The binomial coefficient is like a special multiplier when we're dealing with binomial expansions. It's represented by \( \binom{n}{k} \), pronounced as "n choose k," and helps us find the specific terms in the expansion of a binomial expression. Imagine you have a deck of cards, and you want to know how many ways you can pick a few cards out. That's what the binomial coefficient does but with numbers.

To calculate \( \binom{n}{k} \), we use a formula involving factorials (which are products of consecutive numbers). The formula is:

• \( \binom{n}{k} = \frac{n!}{k!(n-k)!} \)

In the exercise, we needed \( \binom{10}{3} \). This means picking 3 items out of 10 without caring about the order. We do this by simplifying \( \frac{10!}{3!7!} \). Simply put, it’s like dividing the ways to arrange 10 items by the ways to arrange the 3 picked and the remaining 7. For this, we got 120 after the calculations.

Remember, the binomial coefficient essentially tells you how many ways you can choose 'k' things from 'n' total things. Its application goes beyond just math to areas like statistics and computer science.

Polynomial expansion is a fundamental concept closely tied to the Binomial Theorem. It involves breaking down expressions like \((a + b)^n\) into a sum of terms. Each of these terms takes into account different powers of 'a' and 'b'. It's like unfolding a compact present into its full, visible form. This allows us to work with and analyze expressions that would otherwise be quite cumbersome.

Using the Binomial Theorem, the expression \((a + b)^n\) gets expanded into:

• \[(a + b)^n = \sum_{k=0}^{n} \binom{n}{k} a^{n-k} b^k\]

In the given problem, we have \((x^3 - \frac{1}{2})^{10}\). Applying the theorem doesn't require expanding it fully if we're only interested in certain terms. This makes the binomial theorem not just a formula but a powerful tool for simplifying complex algebraic expressions. Specifically, for the fourth term (\(k=3\)) in our polynomial, we use the components and multiply them out, skipping directly to the term of interest without expanding the entire series.

Polynomial expansion helps resolve complex problems into simpler, more manageable pieces which is crucial in both academic exercises and real-world calculations.

Algebraic expressions are the language of algebra, involving numbers, variables, and operators (like plus or minus).

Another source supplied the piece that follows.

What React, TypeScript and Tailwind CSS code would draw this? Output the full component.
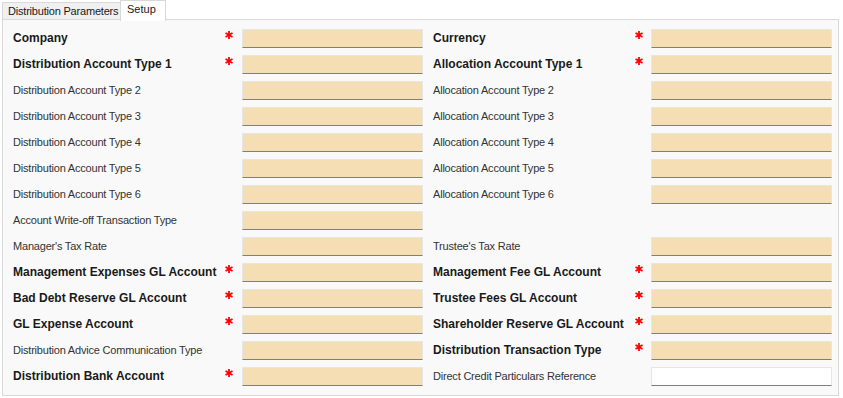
import React from "react";

type Field = { label: string; req?: boolean; bold?: boolean; white?: boolean } | null;

const rows: [Field, Field][] = [
  [{ label: "Company", req: true, bold: true }, { label: "Currency", req: true, bold: true }],
  [{ label: "Distribution Account Type 1", req: true, bold: true }, { label: "Allocation Account Type 1", req: true, bold: true }],
  [{ label: "Distribution Account Type 2" }, { label: "Allocation Account Type 2" }],
  [{ label: "Distribution Account Type 3" }, { label: "Allocation Account Type 3" }],
  [{ label: "Distribution Account Type 4" }, { label: "Allocation Account Type 4" }],
  [{ label: "Distribution Account Type 5" }, { label: "Allocation Account Type 5" }],
  [{ label: "Distribution Account Type 6" }, { label: "Allocation Account Type 6" }],
  [{ label: "Account Write-off Transaction Type" }, null],
  [{ label: "Manager's Tax Rate" }, { label: "Trustee's Tax Rate" }],
  [{ label: "Management Expenses GL Account", req: true, bold: true }, { label: "Management Fee GL Account", req: true, bold: true }],
  [{ label: "Bad Debt Reserve GL Account", req: true, bold: true }, { label: "Trustee Fees GL Account", req: true, bold: true }],
  [{ label: "GL Expense Account", req: true, bold: true }, { label: "Shareholder Reserve GL Account", req: true, bold: true }],
  [{ label: "Distribution Advice Communication Type" }, { label: "Distribution Transaction Type", req: true, bold: true }],
  [{ label: "Distribution Bank Account", req: true, bold: true }, { label: "Direct Credit Particulars Reference", white: true }],
];

function Star() {
  return (
    <svg width="8" height="8" viewBox="0 0 8 8" className="block">
      <g stroke="#ff0000" strokeWidth="1.8" strokeLinecap="butt">
        <line x1="4" y1="0" x2="4" y2="8" />
        <line x1="0.5" y1="2" x2="7.5" y2="6" />
        <line x1="0.5" y1="6" x2="7.5" y2="2" />
      </g>
    </svg>
  );
}

function Input({ white }: { white?: boolean }) {
  return (
    <div
      className={
        "h-[19px] w-[181px] border border-[#e6e6e6] border-b-[#7f7f7f] " +
        (white ? "bg-white" : "bg-[#f5deb3]")
      }
    />
  );
}

function Cell({ f, labelW, starPad }: { f: Field; labelW: string; starPad: string }) {
  if (!f) return <div className="flex-none w-[418px]" />;
  return (
    <div className="flex items-center">
      <div
        className={
          labelW +
          " flex-none whitespace-nowrap " +
          (f.bold
            ? "font-bold text-[12px] text-[#1a1a1a]"
            : "text-[11px] tracking-[-0.2px] text-[#333333]")
        }
      >
        {f.label}
      </div>
      <div className={"w-[19px] flex-none flex items-center mb-[7px] " + starPad}>
        {f.req ? <Star /> : null}
      </div>
      <Input white={f.white} />
    </div>
  );
}

export default function App() {
  return (
    <div
      className="w-[843px] h-[398px] bg-white relative"
      style={{ fontFamily: '"Liberation Sans", Arial, sans-serif' }}
    >
      <div className="flex h-[19px] pl-[2px] items-end">
        <div className="h-[17px] w-[119px] bg-[#f0f0f0] border border-[#d9d9d9] border-b-0 pl-[5px] text-[11px] tracking-[-0.2px] text-[#1a1a1a] leading-[16px] whitespace-nowrap">
          Distribution Parameters
        </div>
        <div className="relative z-10 h-[21px] w-[46px] -mb-[2px] bg-white border border-[#d9d9d9] border-b-0 pl-[6px] text-[11px] text-[#1a1a1a] leading-[17px] -ml-[1px] whitespace-nowrap">
          Setup
        </div>
      </div>
      <div className="ml-[2px] w-[837px] h-[377px] bg-[#f9f9f9] border border-[#d9d9d9] pt-[5px] pl-[10px]">
        {rows.map((r, i) => (
          <div key={i} className="flex items-center h-[26px]">
            <Cell f={r[0]} labelW="w-[210px]" starPad="pl-[2px]" />
            <div className="w-[10px] flex-none" />
            <Cell f={r[1]} labelW="w-[199px]" starPad="pl-[3px]" />
          </div>
        ))}
      </div>
    </div>
  );
}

They are the building blocks that help us solve for unknowns and describe mathematical patterns. An expression can be simple, with just a single number or variable, or it could be a compound structure with numerous terms and operations.

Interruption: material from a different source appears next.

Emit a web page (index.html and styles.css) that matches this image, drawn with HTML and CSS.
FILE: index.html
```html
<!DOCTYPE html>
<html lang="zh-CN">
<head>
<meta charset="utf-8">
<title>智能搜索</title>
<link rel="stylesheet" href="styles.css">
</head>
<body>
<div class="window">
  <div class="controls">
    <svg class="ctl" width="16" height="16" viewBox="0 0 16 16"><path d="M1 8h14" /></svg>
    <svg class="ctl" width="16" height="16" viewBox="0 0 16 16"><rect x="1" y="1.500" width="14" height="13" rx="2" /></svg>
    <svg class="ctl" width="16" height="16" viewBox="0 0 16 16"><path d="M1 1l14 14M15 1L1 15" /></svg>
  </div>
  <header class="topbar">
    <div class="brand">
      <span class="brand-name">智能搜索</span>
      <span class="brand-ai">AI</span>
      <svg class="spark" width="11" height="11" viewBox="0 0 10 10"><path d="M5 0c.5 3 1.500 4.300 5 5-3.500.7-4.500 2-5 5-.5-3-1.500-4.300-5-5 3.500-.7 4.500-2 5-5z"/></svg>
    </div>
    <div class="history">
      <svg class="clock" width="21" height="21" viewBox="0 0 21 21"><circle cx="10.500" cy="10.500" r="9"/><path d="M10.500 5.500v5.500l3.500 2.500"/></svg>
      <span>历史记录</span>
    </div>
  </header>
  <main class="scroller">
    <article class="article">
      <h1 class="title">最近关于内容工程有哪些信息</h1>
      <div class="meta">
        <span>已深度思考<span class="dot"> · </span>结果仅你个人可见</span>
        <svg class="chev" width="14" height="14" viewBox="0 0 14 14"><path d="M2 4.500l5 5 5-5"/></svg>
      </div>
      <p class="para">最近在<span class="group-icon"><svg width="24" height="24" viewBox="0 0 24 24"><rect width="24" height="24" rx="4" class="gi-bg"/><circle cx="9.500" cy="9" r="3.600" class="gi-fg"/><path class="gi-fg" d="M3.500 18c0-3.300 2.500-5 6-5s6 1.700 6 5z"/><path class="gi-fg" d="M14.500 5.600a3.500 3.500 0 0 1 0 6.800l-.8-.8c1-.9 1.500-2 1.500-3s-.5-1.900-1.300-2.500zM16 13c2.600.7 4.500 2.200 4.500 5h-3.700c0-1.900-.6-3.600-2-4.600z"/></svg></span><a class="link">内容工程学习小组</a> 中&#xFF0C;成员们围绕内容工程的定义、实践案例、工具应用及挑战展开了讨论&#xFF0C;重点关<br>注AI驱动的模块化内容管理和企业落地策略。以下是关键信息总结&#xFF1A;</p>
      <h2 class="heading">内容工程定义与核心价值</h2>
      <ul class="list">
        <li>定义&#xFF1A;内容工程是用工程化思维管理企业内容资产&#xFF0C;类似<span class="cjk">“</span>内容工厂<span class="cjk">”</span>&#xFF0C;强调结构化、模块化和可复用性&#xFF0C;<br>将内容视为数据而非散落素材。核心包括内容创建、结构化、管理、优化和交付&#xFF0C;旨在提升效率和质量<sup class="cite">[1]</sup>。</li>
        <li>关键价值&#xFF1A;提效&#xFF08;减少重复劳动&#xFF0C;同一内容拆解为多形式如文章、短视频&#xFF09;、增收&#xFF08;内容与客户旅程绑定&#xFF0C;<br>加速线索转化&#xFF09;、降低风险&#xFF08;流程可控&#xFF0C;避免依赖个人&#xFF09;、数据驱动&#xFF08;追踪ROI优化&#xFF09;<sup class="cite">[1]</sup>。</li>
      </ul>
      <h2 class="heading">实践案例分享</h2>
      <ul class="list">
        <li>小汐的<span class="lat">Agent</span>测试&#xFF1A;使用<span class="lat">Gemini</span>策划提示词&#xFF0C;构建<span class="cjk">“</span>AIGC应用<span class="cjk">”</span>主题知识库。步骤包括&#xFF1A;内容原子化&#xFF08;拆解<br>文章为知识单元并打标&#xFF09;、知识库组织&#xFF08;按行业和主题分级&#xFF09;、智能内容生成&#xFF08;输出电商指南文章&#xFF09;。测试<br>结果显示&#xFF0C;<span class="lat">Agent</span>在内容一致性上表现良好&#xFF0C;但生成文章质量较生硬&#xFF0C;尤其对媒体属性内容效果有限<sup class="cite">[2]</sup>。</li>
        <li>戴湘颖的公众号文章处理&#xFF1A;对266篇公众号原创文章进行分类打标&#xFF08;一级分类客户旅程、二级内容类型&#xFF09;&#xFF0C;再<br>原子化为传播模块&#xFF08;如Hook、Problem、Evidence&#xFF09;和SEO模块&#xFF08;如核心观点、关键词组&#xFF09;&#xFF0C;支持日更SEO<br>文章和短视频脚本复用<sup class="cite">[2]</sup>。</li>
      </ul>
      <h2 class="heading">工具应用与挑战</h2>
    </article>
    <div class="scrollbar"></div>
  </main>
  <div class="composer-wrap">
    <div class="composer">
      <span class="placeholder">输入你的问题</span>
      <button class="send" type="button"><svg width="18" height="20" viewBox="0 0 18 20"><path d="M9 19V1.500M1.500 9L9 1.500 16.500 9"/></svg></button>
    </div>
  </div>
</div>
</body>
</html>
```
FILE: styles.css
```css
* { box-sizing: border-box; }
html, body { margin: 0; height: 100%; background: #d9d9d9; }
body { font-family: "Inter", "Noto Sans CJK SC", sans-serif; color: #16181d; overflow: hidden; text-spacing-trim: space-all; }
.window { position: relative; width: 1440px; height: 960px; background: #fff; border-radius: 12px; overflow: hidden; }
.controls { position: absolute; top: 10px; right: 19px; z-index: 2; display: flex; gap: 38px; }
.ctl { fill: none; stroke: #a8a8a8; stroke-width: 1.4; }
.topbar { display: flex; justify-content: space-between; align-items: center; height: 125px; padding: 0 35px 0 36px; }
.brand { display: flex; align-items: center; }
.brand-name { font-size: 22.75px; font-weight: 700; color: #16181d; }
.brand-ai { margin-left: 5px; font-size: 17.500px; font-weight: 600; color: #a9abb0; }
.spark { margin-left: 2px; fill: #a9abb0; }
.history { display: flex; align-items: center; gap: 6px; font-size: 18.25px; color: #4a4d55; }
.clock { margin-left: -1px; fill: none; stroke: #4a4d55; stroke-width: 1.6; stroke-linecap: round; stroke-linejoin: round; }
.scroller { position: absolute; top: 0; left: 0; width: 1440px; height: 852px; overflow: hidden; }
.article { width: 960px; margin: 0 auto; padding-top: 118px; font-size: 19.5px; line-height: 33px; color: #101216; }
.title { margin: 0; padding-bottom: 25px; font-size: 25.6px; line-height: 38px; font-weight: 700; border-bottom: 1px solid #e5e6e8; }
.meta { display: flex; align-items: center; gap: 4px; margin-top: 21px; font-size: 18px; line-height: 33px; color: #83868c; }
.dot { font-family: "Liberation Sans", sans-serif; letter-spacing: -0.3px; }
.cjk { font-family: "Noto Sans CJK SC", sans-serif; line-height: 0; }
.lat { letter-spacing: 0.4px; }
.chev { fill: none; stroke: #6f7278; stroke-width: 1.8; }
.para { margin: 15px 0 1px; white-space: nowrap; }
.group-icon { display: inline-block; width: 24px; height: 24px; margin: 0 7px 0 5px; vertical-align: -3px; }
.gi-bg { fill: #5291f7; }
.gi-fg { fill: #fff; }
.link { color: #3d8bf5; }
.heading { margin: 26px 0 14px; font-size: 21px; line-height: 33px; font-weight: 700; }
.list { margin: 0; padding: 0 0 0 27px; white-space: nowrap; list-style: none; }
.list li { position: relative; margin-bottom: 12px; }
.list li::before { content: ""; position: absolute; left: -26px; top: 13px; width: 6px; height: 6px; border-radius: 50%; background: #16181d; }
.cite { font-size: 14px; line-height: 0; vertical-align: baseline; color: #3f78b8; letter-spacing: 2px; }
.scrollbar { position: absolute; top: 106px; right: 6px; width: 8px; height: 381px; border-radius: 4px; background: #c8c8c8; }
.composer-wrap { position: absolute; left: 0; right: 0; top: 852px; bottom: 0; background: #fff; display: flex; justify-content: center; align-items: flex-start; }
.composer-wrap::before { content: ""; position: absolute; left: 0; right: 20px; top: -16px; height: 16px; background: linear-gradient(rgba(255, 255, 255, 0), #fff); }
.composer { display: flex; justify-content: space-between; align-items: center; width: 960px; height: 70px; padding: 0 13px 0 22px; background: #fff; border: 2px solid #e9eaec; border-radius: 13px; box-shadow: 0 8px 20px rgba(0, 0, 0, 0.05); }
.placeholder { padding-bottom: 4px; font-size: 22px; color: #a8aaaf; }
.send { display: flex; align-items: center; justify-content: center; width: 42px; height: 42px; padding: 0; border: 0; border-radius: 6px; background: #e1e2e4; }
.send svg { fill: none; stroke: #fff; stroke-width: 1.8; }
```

The term “binomial” refers to an algebraic expression that consists of exactly two terms, like \((a + b)\). In the exercise, \((x^3 - \frac{1}{2})\) is a binomial. When raised to a power, as in \((x^3 - \frac{1}{2})^{10}\), it expands into a polynomial using the Binomial Theorem. Understanding these expressions and their expansions is crucial because they allow us to generalize and work with diverse mathematical problems.

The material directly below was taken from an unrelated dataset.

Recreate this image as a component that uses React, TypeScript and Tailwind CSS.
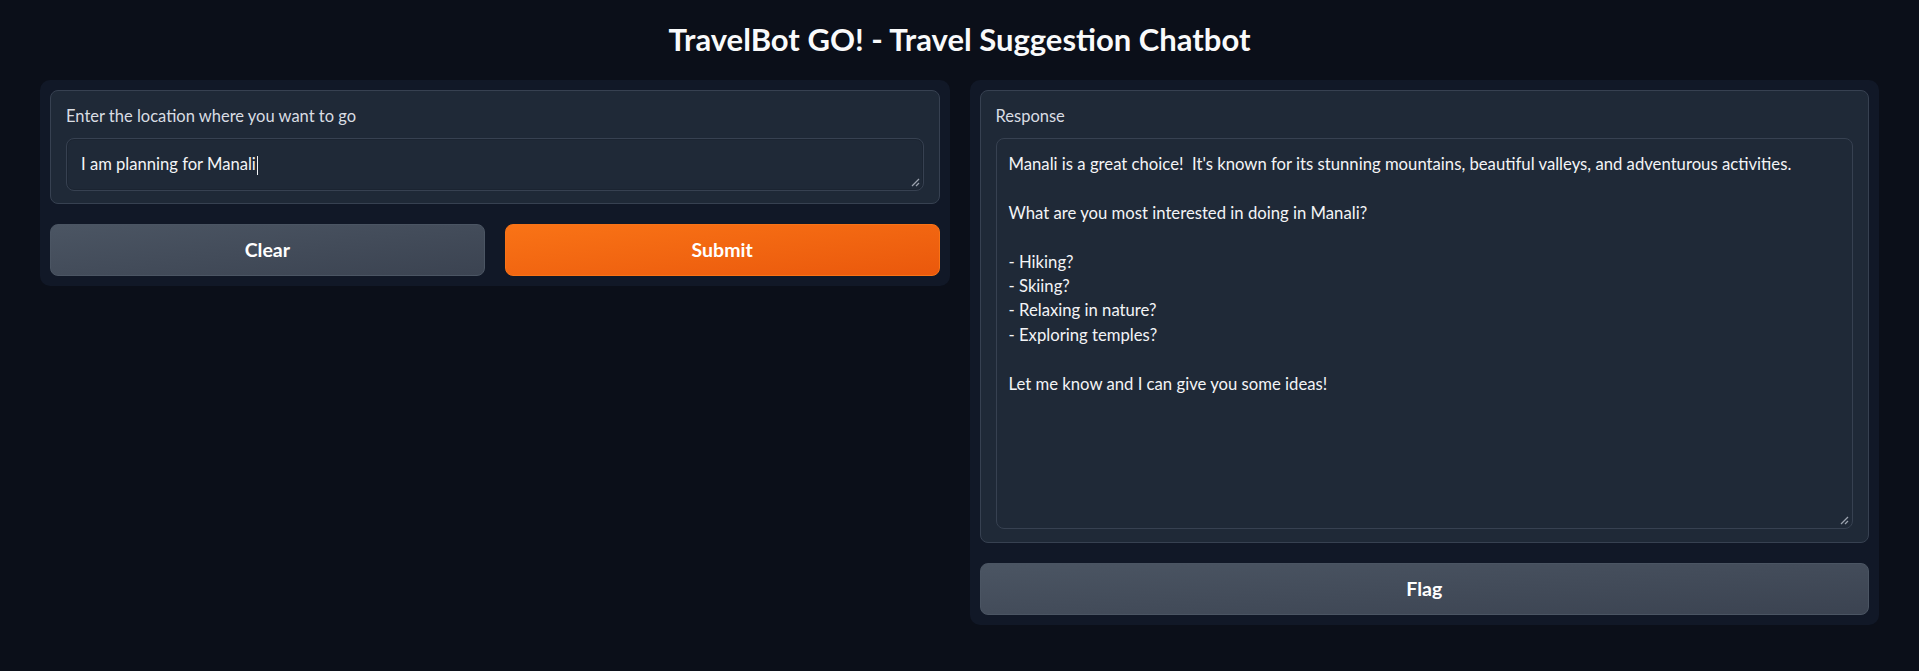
import React from "react";

const font = { fontFamily: "Lato, 'Noto Sans', sans-serif" };

function Grip() {
  return (
    <svg
      className="absolute bottom-[3px] right-[3px]"
      width="9"
      height="9"
      viewBox="0 0 9 9"
    >
      <line x1="8" y1="1" x2="1" y2="8" stroke="#9ca3af" strokeWidth="1.3" />
      <line x1="8" y1="5" x2="5" y2="8" stroke="#9ca3af" strokeWidth="1.3" />
    </svg>
  );
}

const responseLines = [
  "Manali is a great choice!  It's known for its stunning mountains, beautiful valleys, and adventurous activities.",
  "",
  "What are you most interested in doing in Manali?",
  "",
  "- Hiking?",
  "- Skiing?",
  "- Relaxing in nature?",
  "- Exploring temples?",
  "",
  "Let me know and I can give you some ideas!",
];

export default function App() {
  return (
    <div
      className="min-h-screen w-full bg-[#0b0f19] px-10 text-[#e5e7eb]"
      style={font}
    >
      <h1 className="pt-[19px] pb-[20px] text-center text-[31px] font-bold leading-[41px] text-[#f9fafb]">
        TravelBot GO! - Travel Suggestion Chatbot
      </h1>
      <div className="grid grid-cols-2 items-start gap-5">
        {/* Left panel */}
        <div className="flex flex-col gap-5 rounded-[10px] bg-[#111827] p-[10px]">
          <div className="flex flex-col rounded-lg border border-[#374151] bg-[#1f2937] px-[15px] pt-[13px] pb-[12px]">
            <div className="h-6 text-[16.5px] leading-6 text-[#d9dde3]">
              Enter the location where you want to go
            </div>
            <div className="relative mt-[10px] h-[53px] rounded-lg border border-[#374151] bg-[#1f2937] px-[14px] py-[13px] text-[16.6px] leading-[25px] text-[#f3f4f6] shadow-[inset_0_0_0_1px_rgba(0,0,0,0.1)]">
              <span>I am planning for Manali</span>
              <span className="ml-[1px] mb-[-5px] inline-block h-[19px] w-px align-baseline bg-[#f3f4f6]" />
              <Grip />
            </div>
          </div>
          <div className="grid grid-cols-2 gap-5">
            <button className="h-[52px] rounded-lg border border-[#4b5563] bg-gradient-to-br from-[#4b5563] to-[#3b4351] text-[19.5px] font-bold text-white">
              Clear
            </button>
            <button className="h-[52px] rounded-lg border border-[#f97316] bg-gradient-to-br from-[#f97316] to-[#ea580c] text-[19.5px] font-bold text-white">
              Submit
            </button>
          </div>
        </div>

        {/* Right panel */}
        <div className="flex flex-col gap-5 rounded-[10px] bg-[#111827] p-[10px]">
          <div className="flex flex-col rounded-lg border border-[#374151] bg-[#1f2937] px-[15px] pt-[13px] pb-[13px]">
            <div className="h-6 text-[16.5px] leading-6 text-[#d9dde3]">Response</div>
            <div className="relative mt-[10px] h-[391px] rounded-lg border border-[#374151] bg-[#1f2937] px-[12px] pt-[1px] text-[16.7px] leading-[24.4px] text-[#f3f4f6]">
              <div className="pt-[12px]">
                {responseLines.map((l, i) => (
                  <div key={i} className="min-h-[24.4px] whitespace-pre">
                    {l}
                  </div>
                ))}
              </div>
              <Grip />
            </div>
          </div>
          <button className="h-[52px] rounded-lg border border-[#4b5563] bg-gradient-to-br from-[#4b5563] to-[#3b4351] text-[19.5px] font-bold text-white">
            Flag
          </button>
        </div>
      </div>
    </div>
  );
}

Each part of the expression plays a role. Variables represent unknowns, coefficients scale the variables, and the overall structure dictates how terms interact. When solving for specific terms (like finding the fourth term in our current exercise), comprehension of these elements and their interplay is fundamental in algebra. This understanding not only helps in solving textbook problems but also in practical situations where predicting an outcome depends on multiple varying factors.